Consider, when Jesus spoke of the great tribulation and the end of the age, he described how “he would send out the angels and gather his elect from the four winds, from the end of the earth to the end of the sky.”  What a great promise!

And who are the elect?  These are the ones marked with the sign of faith– who have both received the great sign of baptism – or who desire it.  And we know that God himself desires salvation for everyone.  Those marked with the great sign of faith and who are the elect are the ones who choose to live according to the grace of baptism.  These are the ones who strive to love God with all their heart, soul, mind, and strength, and who love their neighbor as they love themselves.  These are the people who live according to the theological virtues of faith, hope, and love.

What of the tribulation that Jesus mentioned?  Certainly it is the case that from time to time each of us will face a time of tribulation, a time of personal purification.  And certainly it is the case that nations, and even the entire world pass through tribulations, much of which we bring on ourselves because of sin. 

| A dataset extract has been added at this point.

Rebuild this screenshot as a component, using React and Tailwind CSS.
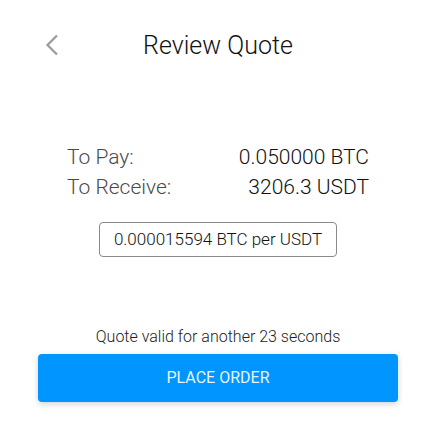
import React from "react";

export default function App() {
  return (
    <div className="w-[436px] h-[447px] bg-white" style={{ fontFamily: "Roboto, 'Noto Sans', sans-serif" }}>
      <div className="grid grid-cols-[1fr_auto_1fr] items-center h-[90px]">
        <div className="pl-[45px] flex items-center">
          <svg width="14" height="22" viewBox="0 0 14 22" fill="none">
            <path d="M12 1.5 L2.5 11 L12 20.5" stroke="#9a9a9a" strokeWidth="2.2" />
          </svg>
        </div>
        <div className="text-[25px] font-light text-[#111] leading-none">Review Quote</div>
        <div />
      </div>
      <div className="w-[302px] mx-auto mt-[52px] text-[21px] leading-[30px] font-light">
        <div className="flex justify-between">
          <span className="text-[#4a4a4a]">To Pay:</span>
          <span className="text-[#111]">0.050000 BTC</span>
        </div>
        <div className="flex justify-between">
          <span className="text-[#4a4a4a]">To Receive:</span>
          <span className="text-[#111]">3206.3 USDT</span>
        </div>
      </div>
      <div className="mt-[20px] flex justify-center">
        <div className="w-[238px] h-[35px] border border-[#8a8a8a] rounded-[4px] flex items-center justify-center text-[17px] font-light text-[#111]">
          0.000015594 BTC per USDT
        </div>
      </div>
      <div className="mt-[68px] text-center text-[16px] leading-[24px] font-light text-[#222]">
        Quote valid for another 23 seconds
      </div>
      <div className="mt-[5px] flex justify-center">
        <button className="w-[360px] h-[48px] rounded-[4px] bg-[#0095ff] text-[#e6f4ff] text-[16px] shadow-[0_2px_6px_rgba(0,0,0,0.18)]">
          PLACE ORDER
        </button>
      </div>
    </div>
  );
}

The bible tells us that Jesus came to conquer our sin and our death.  The bible promises that we are invited to the wedding supper of the Lamb.  The bible promises that God offers us the gracious gift of eternal life through faith in Jesus.  Remember the words of Jesus in today’s gospel.  “Heaven and earth will pass away, but my words will not pass away.”

When our minds and hearts are transformed by knowledge of these things, we cease to fear those times when we must carry the cross of suffering.  We can let go of fear when we understand that we are the people who wait in joyful hope for the coming of our Lord Jesus Christ.  As we proclaimed in today’s psalm – “you are my inheritance, O Lord.”

The last days are continually upon us, which means that the Day of the Lord, the day of our salvation, quickly approaches. 

And so we are encouraged.  We are encouraged to remain vigilant at all times and to pray.  We are encouraged when we take up the mystery of faith and say “we proclaim your death, O Lord, and profess your resurrection until you come again.”